I'm sure I became a better rider because my first ponies were responsive but bombproof, even the first few I broke myself as a teenager were carefully selected for me because they'd got such bold, non-spooky temperaments and by the time I was having to deal with the spooky horses and the horses that bucked etc my seat, balance and ability to be able to sit tightly and react quickly and correctly were well established
It could be that Kodak will be as solid as a rock with an experienced rider on her, one that isn't going to worry about a spook because they know they can stop it in its tracks so that will be interesting to see


----------



## Smilie

Agree with Jaydee on the above.

Knowing now that I ride with increased risk, due both to age and artificial knees, I no longer can get on just any horse and ride him with the confidence through stuff, as you must, to make that horse solid, so try to avoid doing so, as you do neither the horse or yourself any good, if you can't do so!
Even if a confident trainer gets the horse going well, the OP will need to take lessons, and thus ride the horse like that trainer, or the horse will revert.
I had a stud once, with some Crimson War breeding. This horse could perform and win at upper end in several disciplines, but he never became an easy horse to ride, even after I had him gelded.
If I rode him hard at a show, first in rail classes, both English and western, he would do a nice reining and trail pattern, going hi point.
Came another show, and trail was first thing in the morning. Yes, I had warmed him up, but when he went into that rig, it was as if he had never seen trail obstacles before.
He was also never a sensible trail horse. He might go along great for along time, then spook and rear, going by a grain bin
I did have him ridden for a few months, by a trainer, while I was pregnant, and that might have been a factor, but first thing he told me when I brought him that stud- good looking Crimson War bred horse, but not many of them ride!
Not saying Kodiak is anything like thsi, but just to point out that there are horses that reamin horses for experienced riders. I know many open reining horses that win with the trainer, but never go on to making great non pro reiners
No, the latter don't lay down that winning score, but they score consistently in the same range-good enough to haev that non pro win quite a few classes in their division


----------



## Acadianartist

Thanks all. I still don't know what we will do, but you can all be assured that if we keep Kodak, I will be working with the trainer for some time. I could send Kodak away for training, but that seems pointless to me - I want her here so we can learn together. 

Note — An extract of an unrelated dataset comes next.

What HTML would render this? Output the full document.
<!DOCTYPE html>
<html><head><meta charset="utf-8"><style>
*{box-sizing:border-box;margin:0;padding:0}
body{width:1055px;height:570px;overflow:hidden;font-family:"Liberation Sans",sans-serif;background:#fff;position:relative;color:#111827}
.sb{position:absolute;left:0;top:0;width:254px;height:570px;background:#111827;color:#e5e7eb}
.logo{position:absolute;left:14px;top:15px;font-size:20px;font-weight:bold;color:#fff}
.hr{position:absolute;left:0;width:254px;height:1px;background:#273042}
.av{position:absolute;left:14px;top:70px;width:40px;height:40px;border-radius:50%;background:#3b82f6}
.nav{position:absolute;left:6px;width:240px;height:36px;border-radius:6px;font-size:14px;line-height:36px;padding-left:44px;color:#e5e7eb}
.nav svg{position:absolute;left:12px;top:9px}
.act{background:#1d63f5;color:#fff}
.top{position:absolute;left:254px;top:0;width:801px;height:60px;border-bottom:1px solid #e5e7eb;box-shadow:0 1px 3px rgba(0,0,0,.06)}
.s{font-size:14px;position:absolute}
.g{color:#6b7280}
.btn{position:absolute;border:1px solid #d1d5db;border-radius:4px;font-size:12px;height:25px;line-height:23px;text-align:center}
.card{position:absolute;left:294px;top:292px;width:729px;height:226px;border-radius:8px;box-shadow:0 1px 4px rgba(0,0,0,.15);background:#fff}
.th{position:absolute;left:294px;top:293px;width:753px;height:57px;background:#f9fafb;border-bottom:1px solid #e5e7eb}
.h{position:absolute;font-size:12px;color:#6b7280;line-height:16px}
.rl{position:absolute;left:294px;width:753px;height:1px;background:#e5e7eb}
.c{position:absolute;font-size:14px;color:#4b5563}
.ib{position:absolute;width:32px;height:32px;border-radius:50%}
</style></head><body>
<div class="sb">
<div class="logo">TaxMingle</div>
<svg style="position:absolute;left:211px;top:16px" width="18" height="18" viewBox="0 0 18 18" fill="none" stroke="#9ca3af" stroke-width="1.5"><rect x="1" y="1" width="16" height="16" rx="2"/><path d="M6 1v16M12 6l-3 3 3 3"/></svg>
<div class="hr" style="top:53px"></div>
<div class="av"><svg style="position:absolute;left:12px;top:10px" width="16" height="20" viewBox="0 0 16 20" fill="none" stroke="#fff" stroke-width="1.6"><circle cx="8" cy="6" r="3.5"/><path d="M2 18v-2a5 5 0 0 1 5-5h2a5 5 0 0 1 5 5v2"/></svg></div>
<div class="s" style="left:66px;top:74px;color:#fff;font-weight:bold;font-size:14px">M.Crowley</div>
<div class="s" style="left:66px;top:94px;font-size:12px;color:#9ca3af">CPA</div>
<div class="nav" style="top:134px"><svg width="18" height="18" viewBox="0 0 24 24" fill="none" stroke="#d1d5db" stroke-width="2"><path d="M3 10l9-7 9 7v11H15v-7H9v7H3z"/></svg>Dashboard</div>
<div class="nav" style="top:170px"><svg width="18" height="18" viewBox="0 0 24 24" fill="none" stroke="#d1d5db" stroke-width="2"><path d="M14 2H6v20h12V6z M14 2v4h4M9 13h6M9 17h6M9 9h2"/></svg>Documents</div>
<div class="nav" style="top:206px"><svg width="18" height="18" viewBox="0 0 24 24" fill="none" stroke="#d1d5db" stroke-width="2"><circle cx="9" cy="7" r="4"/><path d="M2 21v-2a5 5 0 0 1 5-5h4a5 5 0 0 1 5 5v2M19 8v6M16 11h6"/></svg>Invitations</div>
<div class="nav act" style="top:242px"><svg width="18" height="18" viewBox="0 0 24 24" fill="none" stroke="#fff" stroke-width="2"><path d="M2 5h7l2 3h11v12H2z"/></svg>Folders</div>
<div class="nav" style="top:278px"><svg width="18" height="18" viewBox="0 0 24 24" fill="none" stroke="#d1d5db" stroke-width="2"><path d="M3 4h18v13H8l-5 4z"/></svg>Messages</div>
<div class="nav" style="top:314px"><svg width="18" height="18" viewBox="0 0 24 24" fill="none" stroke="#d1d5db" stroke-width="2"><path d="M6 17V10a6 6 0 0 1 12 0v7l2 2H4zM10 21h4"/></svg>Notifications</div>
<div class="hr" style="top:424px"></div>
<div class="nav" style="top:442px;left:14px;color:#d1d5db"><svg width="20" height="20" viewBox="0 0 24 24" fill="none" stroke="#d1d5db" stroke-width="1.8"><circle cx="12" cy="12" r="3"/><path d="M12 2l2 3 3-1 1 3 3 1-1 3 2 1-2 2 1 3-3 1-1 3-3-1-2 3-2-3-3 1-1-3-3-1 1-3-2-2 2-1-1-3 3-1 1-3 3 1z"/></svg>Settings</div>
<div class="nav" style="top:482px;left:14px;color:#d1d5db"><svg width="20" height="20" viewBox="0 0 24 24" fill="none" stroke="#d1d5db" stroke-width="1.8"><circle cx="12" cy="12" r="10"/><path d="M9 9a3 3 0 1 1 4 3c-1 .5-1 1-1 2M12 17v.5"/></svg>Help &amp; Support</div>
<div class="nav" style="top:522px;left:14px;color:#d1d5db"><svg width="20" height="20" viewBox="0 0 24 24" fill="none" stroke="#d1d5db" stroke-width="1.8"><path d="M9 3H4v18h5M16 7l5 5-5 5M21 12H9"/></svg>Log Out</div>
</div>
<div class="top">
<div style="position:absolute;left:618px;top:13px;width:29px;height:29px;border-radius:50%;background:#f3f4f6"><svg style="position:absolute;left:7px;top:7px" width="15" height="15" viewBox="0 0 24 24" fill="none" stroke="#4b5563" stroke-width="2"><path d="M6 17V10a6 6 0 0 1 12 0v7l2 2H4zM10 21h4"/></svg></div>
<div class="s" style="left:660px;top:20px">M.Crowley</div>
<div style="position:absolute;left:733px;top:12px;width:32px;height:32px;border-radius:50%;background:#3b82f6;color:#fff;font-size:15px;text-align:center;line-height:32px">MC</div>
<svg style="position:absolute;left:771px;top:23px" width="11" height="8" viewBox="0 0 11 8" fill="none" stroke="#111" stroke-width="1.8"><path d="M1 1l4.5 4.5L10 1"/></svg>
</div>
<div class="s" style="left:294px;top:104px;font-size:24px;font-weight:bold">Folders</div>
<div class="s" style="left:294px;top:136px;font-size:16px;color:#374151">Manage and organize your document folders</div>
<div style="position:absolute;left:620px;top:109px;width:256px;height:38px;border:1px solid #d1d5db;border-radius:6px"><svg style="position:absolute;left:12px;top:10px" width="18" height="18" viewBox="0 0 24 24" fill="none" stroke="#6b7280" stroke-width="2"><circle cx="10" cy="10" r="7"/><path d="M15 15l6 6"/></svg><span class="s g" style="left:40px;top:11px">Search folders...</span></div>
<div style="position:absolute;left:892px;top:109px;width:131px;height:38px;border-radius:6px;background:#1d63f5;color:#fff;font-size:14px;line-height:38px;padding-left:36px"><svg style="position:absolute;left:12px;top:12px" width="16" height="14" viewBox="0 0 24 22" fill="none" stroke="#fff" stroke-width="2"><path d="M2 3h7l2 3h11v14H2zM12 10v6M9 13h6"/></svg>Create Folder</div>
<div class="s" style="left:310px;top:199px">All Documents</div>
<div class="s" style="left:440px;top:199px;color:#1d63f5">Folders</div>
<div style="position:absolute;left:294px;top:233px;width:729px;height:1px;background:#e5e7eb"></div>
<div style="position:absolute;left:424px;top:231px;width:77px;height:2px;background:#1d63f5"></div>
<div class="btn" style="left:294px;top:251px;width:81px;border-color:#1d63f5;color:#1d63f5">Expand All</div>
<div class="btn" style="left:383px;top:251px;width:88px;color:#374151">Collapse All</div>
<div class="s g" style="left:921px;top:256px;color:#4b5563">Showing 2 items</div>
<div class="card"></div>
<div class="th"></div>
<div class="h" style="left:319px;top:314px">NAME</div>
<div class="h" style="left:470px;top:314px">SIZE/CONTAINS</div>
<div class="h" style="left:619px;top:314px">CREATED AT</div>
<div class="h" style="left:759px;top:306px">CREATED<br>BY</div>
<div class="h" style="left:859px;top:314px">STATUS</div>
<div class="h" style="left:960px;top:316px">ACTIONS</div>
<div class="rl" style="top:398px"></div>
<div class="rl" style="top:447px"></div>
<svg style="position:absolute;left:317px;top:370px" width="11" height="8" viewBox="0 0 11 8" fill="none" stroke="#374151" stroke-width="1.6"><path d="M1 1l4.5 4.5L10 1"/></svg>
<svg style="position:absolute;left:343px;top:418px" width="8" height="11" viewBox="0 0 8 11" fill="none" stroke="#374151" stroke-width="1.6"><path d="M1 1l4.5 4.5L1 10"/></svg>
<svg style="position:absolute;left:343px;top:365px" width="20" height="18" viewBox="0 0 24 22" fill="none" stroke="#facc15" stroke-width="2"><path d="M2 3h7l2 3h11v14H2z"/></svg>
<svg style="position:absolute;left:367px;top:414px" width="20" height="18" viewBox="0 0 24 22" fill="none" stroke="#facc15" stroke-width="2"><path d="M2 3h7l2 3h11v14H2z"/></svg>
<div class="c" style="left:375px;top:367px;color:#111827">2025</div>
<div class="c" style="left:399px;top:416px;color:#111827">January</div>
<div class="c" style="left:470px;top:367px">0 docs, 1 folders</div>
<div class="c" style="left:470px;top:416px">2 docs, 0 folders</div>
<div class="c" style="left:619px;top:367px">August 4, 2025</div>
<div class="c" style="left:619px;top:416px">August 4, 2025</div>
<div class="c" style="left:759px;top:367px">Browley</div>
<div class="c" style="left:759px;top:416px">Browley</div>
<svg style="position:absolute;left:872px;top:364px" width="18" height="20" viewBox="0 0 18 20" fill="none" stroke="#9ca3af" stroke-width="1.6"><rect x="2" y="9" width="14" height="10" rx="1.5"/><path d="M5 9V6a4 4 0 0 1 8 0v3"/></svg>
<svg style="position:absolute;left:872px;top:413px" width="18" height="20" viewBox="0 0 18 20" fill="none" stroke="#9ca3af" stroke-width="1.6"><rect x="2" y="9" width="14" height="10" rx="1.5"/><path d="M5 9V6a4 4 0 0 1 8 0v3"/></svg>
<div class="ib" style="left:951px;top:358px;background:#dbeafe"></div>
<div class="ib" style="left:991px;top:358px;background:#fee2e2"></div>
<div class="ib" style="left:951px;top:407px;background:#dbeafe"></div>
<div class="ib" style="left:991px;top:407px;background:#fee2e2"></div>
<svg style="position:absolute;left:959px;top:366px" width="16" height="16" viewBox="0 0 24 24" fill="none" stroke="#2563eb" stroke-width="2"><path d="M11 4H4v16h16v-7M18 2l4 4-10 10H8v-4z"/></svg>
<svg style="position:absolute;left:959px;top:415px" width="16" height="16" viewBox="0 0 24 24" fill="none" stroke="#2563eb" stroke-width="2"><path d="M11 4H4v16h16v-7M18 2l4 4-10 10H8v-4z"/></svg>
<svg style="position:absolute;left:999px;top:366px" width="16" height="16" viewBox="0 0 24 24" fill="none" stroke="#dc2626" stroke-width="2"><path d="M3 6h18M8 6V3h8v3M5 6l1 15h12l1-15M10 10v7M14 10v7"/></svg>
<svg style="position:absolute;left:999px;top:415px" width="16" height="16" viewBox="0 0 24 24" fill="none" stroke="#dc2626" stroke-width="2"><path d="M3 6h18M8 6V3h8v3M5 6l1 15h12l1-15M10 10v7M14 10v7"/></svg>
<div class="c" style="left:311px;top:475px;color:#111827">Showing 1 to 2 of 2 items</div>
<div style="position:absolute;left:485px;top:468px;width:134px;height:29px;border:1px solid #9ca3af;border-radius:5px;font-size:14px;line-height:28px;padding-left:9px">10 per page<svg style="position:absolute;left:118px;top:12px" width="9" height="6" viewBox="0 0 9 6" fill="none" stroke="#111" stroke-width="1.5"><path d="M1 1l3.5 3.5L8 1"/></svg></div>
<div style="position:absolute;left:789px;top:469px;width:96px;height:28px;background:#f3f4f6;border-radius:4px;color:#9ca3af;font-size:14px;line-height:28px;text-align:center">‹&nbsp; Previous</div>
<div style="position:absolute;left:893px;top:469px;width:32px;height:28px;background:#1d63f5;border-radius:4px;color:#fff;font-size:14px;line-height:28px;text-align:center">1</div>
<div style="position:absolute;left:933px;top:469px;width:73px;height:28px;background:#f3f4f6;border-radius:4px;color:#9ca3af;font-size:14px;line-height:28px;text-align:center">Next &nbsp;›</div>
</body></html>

The trainer also said that if I decide to keep her, I was going to become a better rider very quickly... 

As for having a horse I can give rides to kids on, you're right Jan, I could pop a kid on Harley in the paddock. Hopefully Kodak too once she's lived in that paddock for 6 months or a year.... surely nothing will scare her in there anymore by then! 

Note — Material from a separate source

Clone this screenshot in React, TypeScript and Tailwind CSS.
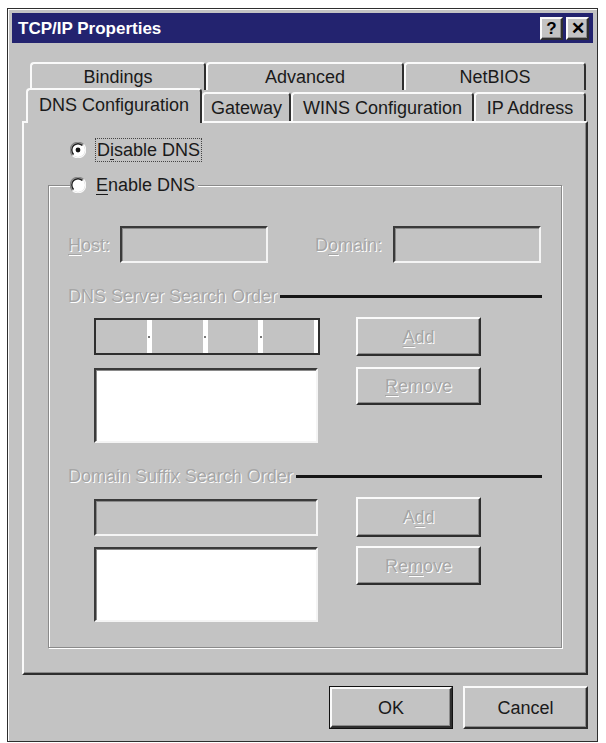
import React from "react";

const raised =
  "border-2 border-t-[#fafafa] border-l-[#fafafa] border-r-[#2e2e2e] border-b-[#2e2e2e] shadow-[inset_-1px_-1px_0_#8a8a8a] bg-[#c3c3c3]";
const sunken =
  "border-2 border-t-[#3a3a3a] border-l-[#3a3a3a] border-r-[#f4f4f4] border-b-[#f4f4f4] shadow-[inset_1px_1px_0_#8a8a8a]";
const disabledText = "text-[#a6a6a6] [text-shadow:1px_1px_0_#ffffff]";

function U({ children }: { children: React.ReactNode }) {
  return <span className="underline underline-offset-[3px]">{children}</span>;
}

function Radio({ checked }: { checked: boolean }) {
  return (
    <svg width="16" height="16" viewBox="0 0 16 16" className="shrink-0">
      <circle cx="8" cy="8" r="7" fill="#ffffff" />
      <path d="M2.5 13.5 A7.5 7.5 0 0 1 13.5 2.5" stroke="#858585" strokeWidth="1.2" fill="none" />
      <path d="M3.6 12.4 A6 6 0 0 1 12.4 3.6" stroke="#1e1e1e" strokeWidth="1.4" fill="none" />
      <path d="M13.5 2.5 A7.5 7.5 0 0 1 2.5 13.5" stroke="#f8f8f8" strokeWidth="1.2" fill="none" />
      {checked && <circle cx="8" cy="8" r="2.4" fill="#111111" />}
    </svg>
  );
}

function TitleButton({ children }: { children: React.ReactNode }) {
  return (
    <div
      className={`${raised} flex h-[23px] w-[23px] items-center justify-center text-[17px] font-bold leading-none text-black`}
    >
      {children}
    </div>
  );
}

function Tab({
  label,
  width,
  selected = false,
}: {
  label: string;
  width: string;
  selected?: boolean;
}) {
  return (
    <div
      className={`${width} ${
        selected ? "relative z-10 -mb-[2px] h-[35px] pb-[3px]" : "h-[29px]"
      } flex items-center justify-center rounded-t-[4px] border-l-2 border-r-2 border-t-2 border-l-[#fafafa] border-r-[#2e2e2e] border-t-[#fafafa] bg-[#c3c3c3] text-[18px] leading-none text-[#1a1a1a]`}
    >
      {label}
    </div>
  );
}

function BackTab({ label, width }: { label: string; width: string }) {
  return (
    <div
      className={`${width} flex h-[28px] items-center justify-center rounded-t-[4px] border-l-2 border-r-2 border-t-2 border-l-[#fafafa] border-r-[#2e2e2e] border-t-[#fafafa] text-[18px] leading-none text-[#1a1a1a]`}
    >
      {label}
    </div>
  );
}

function DisabledButton({
  children,
  height,
}: {
  children: React.ReactNode;
  height: string;
}) {
  return (
    <div
      className={`${raised} ${height} ml-[38px] flex w-[125px] shrink-0 items-center justify-center text-[18px] leading-none ${disabledText}`}
    >
      {children}
    </div>
  );
}

function Heading({ label }: { label: string }) {
  return (
    <div className="flex h-[20px] items-center pl-[19px] pr-[19px]">
      <span className={`text-[18px] leading-none ${disabledText}`}>{label}</span>
      <div className="ml-[3px] h-[3px] flex-1 bg-[#161616]" />
    </div>
  );
}

function IpBox() {
  return (
    <div className="flex h-[37px] w-[226px] shrink-0 border-2 border-[#2e2e2e] bg-[#c3c3c3]">
      {[0, 1, 2].map((i) => (
        <React.Fragment key={i}>
          <div className="flex-1" />
          <div className="flex w-[5px] items-center justify-center bg-white">
            <div className="h-[2px] w-[2px] bg-[#777]" />
          </div>
        </React.Fragment>
      ))}
      <div className="flex-1" />
      <div className="w-[4px] bg-white" />
    </div>
  );
}

export default function App() {
  return (
    <div className="h-[743px] w-[606px] bg-white pl-[7px] pt-[8px] font-['Liberation_Sans',Arial,sans-serif] text-[#111]">
      <div className="flex h-[734px] w-[591px] flex-col border border-[#2e2e2e] bg-[#c3c3c3] p-[4px] shadow-[inset_1px_1px_0_#ffffff]">
        {/* title bar */}
        <div className="flex h-[30px] items-center justify-between bg-[#23236f] pl-[6px] pr-[4px]">
          <span className="text-[17px] font-bold leading-none text-white">
            TCP/IP Properties
          </span>
          <div className="flex gap-[3px]">
            <TitleButton>?</TitleButton>
            <TitleButton>✕</TitleButton>
          </div>
        </div>

        {/* tabs */}
        <div className="ml-[10px] mt-[19px] w-[566px]">
          <div className="flex pl-[8px]">
            <BackTab label="Bindings" width="w-[176px]" />
            <BackTab label="Advanced" width="w-[198px]" />
            <BackTab label="NetBIOS" width="w-[182px]" />
          </div>
          <div className="-mt-[2px] flex h-[33px] items-end pl-[4px]">
            <Tab label="DNS Configuration" width="w-[176px]" selected />
            <Tab label="Gateway" width="w-[89px]" />
            <Tab label="WINS Configuration" width="w-[183px]" />
            <Tab label="IP Address" width="w-[112px]" />
          </div>
        </div>

        {/* panel */}
        <div className="ml-[10px] h-[554px] w-[566px] border-2 border-b-[#2e2e2e] border-l-[#fafafa] border-r-[#2e2e2e] border-t-[#fafafa] shadow-[inset_-1px_-1px_0_#8a8a8a]">
          <div className="mt-[15px] flex h-[24px] items-center pl-[46px]">
            <Radio checked />
            <span className="ml-[9px] border border-dotted border-[#444] px-[1px] py-[2px] text-[18px] leading-none text-[#1a1a1a]">
              D<U>i</U>sable DNS
            </span>
          </div>

          <fieldset className="mx-[24px] mt-[11px] border border-[#8a8a8a] pb-[25px] shadow-[inset_1px_1px_0_#ffffff,1px_1px_0_#ffffff]">
            <legend className="ml-[21px] flex h-[24px] items-center bg-[#c3c3c3] pr-[3px]">
              <Radio checked={false} />
              <span className="ml-[10px] text-[18px] leading-none text-[#1a1a1a]">
                <U>E</U>nable DNS
              </span>
            </legend>

            <div className="mt-[29px] flex h-[37px] items-center pl-[19px]">
              <span className={`w-[52px] text-[18px] leading-none ${disabledText}`}>
                <U>H</U>ost:
              </span>
              <div className={`${sunken} h-[37px] w-[148px]`} />
              <span className={`ml-[47px] w-[78px] text-[18px] leading-none ${disabledText}`}>
                D<U>o</U>main:
              </span>
              <div className={`${sunken} h-[37px] w-[148px]`} />
            </div>

            <div className="mt-[23px]">
              <Heading label="DNS Server Search Order" />
            </div>
            <div className="pl-[45px]">
              <div className="mt-[11px] flex h-[39px] items-center">
                <IpBox />
                <div className="-ml-[2px]">
                  <DisabledButton height="h-[39px]">
                    <U>A</U>dd
                  </DisabledButton>
                </div>
              </div>
              <div className="mt-[11px] flex items-start">
                <div className={`${sunken} mt-[1px] h-[75px] w-[224px] bg-white`} />
                <DisabledButton height="h-[38px]">
                  <U>R</U>emove
                </DisabledButton>
              </div>
            </div>

            <div className="mt-[23px]">
              <Heading label="Domain Suffix Search Order" />
            </div>
            <div className="pl-[45px]">
              <div className="mt-[11px] flex h-[40px] items-center">
                <div className={`${sunken} h-[37px] w-[224px]`} />
                <DisabledButton height="h-[40px]">
                  A<U>d</U>d
                </DisabledButton>
              </div>
              <div className="mt-[9px] flex items-start">
                <div className={`${sunken} mt-[1px] h-[75px] w-[224px] bg-white`} />
                <DisabledButton height="h-[39px]">
                  Re<U>m</U>ove
                </DisabledButton>
              </div>
            </div>
          </fieldset>
        </div>

        {/* footer buttons */}
        <div className="mt-[11px] flex justify-end gap-[10px] pr-[5px]">
          <div className="flex h-[43px] w-[124px] items-center justify-center border border-[#111] text-[18px] leading-none text-[#1a1a1a]">
            <div className={`${raised} flex h-full w-full items-center justify-center`}>OK</div>
          </div>
          <div
            className={`${raised} flex h-[43px] w-[125px] items-center justify-center text-[18px] leading-none text-[#1a1a1a]`}
          >
            Cancel
          </div>
        </div>
      </div>
    </div>
  );
}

Will let you all know how it goes with the trainer on Monday.


----------



## jaydee

Just a thought - but when we bought K I don't think she'd never been used to living so close to woodland before, mostly the sort of barns where the horses go out for a few hours a day in small paddocks and although she was excellent riding out on trails or roads when she was loose in the field she was a real mess and would soon start racing up and down the fence line and then started jumping out and going back into her stable where she'd settle down quite happily even on her own. We put her on Smartcalm after someone suggested we try it and her anxieties seemed to go away very quickly and she seemed to be able to learn to deal with deer and turkeys suddenly appearing a lot better than she was (or wasn't) without it. She doesn't need it any more
I've also found that some mares seem to get very increased hormonal effects when they get moved from one place to another or have new horses introduced and that can make them a lot more reactive than they would normally be


----------



## Acadianartist

Hope you're right Jaydee. I'd consider a calming supplement too, but not before I start working with a trainer to figure out what the root issue is. I feel I owe her that much. 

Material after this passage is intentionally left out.